Eric: Sticking around, what are you excited to see this weekend?
Gregg: I’m pumped for the Flaming Lips, who I haven’t seen since eighth grade. It was amazing then, and it was very different from what they are doing now.
I am also very excited to see some of these jam bands who I have never heard that many of before. I always feel like if you don’t necessarily like something on the surface it’s probably because you don’t get it. I don’t believe in good taste versus bad taste or critical acclaim overriding anything. I think that’s all bullshit. I’m not saying any of these bands are or aren’t critically acclaimed, but I’m saying that I’m not that familiar with these bands. I know they’re huge and popular and have their fan bases, so I want to dive in and understand as much as I can and what’s going down and how I can get into this.
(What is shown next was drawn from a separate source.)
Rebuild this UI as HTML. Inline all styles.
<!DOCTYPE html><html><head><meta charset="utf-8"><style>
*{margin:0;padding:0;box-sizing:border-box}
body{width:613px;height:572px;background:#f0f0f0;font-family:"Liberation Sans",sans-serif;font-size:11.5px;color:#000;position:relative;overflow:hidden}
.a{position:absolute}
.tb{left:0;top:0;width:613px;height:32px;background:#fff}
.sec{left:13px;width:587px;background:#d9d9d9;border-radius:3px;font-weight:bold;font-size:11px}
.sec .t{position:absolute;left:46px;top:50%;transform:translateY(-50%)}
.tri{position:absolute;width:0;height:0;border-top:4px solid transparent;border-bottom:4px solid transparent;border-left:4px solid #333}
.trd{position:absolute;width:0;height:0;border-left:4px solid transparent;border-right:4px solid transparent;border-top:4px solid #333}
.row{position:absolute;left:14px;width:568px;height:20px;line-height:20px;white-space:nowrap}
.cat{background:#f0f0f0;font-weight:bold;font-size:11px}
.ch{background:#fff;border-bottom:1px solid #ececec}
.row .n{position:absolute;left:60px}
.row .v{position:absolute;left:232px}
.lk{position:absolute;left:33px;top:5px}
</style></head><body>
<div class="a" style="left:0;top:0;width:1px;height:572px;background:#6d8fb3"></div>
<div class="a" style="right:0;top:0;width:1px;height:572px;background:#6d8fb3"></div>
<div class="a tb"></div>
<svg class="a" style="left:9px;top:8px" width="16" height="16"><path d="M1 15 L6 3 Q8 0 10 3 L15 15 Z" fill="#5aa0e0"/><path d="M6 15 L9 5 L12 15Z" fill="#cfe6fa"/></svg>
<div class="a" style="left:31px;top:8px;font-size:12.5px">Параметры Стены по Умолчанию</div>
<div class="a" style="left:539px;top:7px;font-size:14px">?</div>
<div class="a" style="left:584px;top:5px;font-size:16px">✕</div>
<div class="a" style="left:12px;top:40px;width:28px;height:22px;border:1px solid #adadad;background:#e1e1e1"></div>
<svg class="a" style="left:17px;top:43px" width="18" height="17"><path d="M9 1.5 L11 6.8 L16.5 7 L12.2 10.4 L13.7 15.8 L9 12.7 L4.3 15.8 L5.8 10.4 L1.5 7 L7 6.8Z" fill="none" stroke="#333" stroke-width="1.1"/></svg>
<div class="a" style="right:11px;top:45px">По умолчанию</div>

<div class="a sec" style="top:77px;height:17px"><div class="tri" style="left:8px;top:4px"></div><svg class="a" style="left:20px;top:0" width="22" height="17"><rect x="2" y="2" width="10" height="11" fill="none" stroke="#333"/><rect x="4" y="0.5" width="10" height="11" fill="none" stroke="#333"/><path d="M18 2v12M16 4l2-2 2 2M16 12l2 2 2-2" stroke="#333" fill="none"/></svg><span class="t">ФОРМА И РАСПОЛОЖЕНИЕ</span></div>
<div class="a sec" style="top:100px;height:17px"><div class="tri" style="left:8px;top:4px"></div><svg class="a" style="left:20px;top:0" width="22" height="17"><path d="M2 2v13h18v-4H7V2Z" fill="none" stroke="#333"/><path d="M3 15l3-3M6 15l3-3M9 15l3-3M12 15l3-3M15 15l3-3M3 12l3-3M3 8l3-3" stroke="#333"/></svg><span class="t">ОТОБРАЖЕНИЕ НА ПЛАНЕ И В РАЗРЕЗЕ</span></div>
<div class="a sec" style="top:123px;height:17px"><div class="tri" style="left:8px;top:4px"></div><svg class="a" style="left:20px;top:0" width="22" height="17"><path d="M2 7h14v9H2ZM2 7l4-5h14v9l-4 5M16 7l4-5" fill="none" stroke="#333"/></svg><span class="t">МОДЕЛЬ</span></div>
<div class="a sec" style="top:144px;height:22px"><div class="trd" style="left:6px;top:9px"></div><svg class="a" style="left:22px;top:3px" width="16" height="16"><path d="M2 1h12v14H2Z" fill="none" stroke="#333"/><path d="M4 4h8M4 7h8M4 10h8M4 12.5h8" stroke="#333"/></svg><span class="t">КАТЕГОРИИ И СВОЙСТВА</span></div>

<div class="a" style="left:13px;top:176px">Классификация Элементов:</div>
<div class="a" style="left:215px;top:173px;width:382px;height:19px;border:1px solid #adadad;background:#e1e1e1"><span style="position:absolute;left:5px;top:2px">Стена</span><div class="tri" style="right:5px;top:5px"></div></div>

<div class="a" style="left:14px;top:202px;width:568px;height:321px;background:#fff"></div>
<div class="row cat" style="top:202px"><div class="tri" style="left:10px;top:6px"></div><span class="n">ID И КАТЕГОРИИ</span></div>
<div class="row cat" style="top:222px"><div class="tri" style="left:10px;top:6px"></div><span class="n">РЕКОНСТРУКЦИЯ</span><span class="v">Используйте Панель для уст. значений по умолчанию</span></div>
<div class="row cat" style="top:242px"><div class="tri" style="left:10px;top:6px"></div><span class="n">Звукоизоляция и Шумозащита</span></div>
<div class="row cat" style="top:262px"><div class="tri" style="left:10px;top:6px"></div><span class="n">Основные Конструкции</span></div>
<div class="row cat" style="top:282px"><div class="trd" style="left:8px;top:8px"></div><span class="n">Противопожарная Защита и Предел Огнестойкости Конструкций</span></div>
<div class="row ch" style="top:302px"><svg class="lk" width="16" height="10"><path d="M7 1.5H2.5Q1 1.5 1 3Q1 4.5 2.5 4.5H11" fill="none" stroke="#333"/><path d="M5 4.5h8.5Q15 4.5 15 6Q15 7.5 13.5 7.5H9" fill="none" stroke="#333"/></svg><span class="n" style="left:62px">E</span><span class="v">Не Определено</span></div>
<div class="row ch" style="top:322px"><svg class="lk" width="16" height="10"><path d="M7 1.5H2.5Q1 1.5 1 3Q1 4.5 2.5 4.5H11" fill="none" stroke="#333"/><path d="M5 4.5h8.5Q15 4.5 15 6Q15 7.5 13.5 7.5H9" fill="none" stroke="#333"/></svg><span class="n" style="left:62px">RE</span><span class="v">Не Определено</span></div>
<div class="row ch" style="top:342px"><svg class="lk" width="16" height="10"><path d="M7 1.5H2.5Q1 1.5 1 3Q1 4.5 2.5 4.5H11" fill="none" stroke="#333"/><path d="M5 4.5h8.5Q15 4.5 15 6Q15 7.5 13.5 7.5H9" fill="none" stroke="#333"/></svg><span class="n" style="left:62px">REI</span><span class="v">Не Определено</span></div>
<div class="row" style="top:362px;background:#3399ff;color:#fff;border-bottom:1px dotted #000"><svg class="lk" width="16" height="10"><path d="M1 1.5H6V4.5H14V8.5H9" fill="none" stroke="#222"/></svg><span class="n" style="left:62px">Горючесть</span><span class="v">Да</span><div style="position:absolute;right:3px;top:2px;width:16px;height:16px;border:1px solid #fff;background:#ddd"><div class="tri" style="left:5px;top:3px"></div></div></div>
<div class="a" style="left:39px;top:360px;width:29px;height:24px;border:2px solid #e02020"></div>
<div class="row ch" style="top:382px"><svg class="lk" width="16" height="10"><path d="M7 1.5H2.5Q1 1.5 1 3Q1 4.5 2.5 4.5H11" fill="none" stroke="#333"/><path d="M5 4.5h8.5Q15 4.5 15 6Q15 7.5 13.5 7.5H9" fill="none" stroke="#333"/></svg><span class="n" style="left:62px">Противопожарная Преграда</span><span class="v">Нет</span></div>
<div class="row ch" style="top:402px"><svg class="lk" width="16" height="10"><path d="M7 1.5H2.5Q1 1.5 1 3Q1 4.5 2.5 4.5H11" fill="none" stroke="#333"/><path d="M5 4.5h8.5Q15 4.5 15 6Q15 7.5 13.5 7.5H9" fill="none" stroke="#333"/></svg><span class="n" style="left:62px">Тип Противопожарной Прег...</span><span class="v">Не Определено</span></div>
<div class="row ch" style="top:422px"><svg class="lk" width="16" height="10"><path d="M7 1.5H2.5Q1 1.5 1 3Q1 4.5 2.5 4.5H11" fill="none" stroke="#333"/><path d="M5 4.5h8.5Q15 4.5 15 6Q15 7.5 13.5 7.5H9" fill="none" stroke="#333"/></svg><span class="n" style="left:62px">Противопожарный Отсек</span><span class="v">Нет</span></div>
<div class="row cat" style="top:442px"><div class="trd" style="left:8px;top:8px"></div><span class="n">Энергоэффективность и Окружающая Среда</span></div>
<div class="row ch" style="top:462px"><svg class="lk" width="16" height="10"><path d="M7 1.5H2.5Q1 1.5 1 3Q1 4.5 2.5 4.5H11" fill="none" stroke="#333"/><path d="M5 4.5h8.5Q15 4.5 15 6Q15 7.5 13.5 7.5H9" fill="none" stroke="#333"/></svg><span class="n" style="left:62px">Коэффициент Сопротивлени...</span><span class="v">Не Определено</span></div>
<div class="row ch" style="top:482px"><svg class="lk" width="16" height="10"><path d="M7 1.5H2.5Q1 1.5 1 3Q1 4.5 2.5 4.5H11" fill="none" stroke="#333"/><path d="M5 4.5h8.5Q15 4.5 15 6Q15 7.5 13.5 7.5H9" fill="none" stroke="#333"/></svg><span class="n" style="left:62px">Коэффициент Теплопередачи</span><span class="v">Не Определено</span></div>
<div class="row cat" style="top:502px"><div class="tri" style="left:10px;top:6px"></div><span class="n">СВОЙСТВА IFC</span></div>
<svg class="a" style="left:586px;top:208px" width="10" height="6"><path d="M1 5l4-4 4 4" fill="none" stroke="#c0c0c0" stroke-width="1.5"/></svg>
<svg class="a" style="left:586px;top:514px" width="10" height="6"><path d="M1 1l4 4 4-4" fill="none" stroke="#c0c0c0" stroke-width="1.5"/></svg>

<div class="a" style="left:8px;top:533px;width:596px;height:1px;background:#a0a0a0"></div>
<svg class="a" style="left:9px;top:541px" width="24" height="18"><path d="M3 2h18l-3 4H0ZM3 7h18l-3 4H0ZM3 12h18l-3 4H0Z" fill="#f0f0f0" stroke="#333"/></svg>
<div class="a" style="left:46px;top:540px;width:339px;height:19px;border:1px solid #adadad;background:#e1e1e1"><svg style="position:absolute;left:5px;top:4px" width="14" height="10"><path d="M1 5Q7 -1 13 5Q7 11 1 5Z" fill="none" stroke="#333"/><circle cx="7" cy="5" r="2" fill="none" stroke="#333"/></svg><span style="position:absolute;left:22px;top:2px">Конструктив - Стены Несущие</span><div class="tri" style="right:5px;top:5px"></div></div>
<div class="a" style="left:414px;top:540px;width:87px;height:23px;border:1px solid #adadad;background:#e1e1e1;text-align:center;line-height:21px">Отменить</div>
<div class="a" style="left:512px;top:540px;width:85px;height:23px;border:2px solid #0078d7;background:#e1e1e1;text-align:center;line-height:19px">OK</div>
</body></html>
Eric: What’s on your iPod lately?
Gregg: My parents got me an iPod for Christmas, but I don’t use it. They put all my dad’s music on it, and I got into that, but this week I bought five new CDs this week, which is big for me, since I don’t buy that many CDs in a week. I’ve always liked The Beatles, but I’ve never actually owned any of their stuff. They are like my favorite band I’ve never dived into, so I bought the 1 album because I was in a Wal-Mart at 2 a.m. and decided I really wanted to hear all these songs. I bought the 8-Ball and MJG greatest hits album, which was amazing. I bought the new Stephen Malkmus album (Real Emotional Trash), just because I may be in a video for an upcoming song off of it, and I heard the song. I was just in a house and they were just filming the video in Portland, and I love the song, so I bought the album but I haven’t heard it yet, but I’m excited to check that out. I also got the new Mariah Carey CD (E=MC2), which I think is amazing. I think she’s respected, but people take her for granted right now, but I think she’s going to be one of the legendary artists of our time. She just tied Elvis for her number of number one hits, she’s making history, and it’s an impeccable career. Also, I got a Sam Cooke album I’ve never heard before that I’ve been getting into. I like Sam Cooke a lot.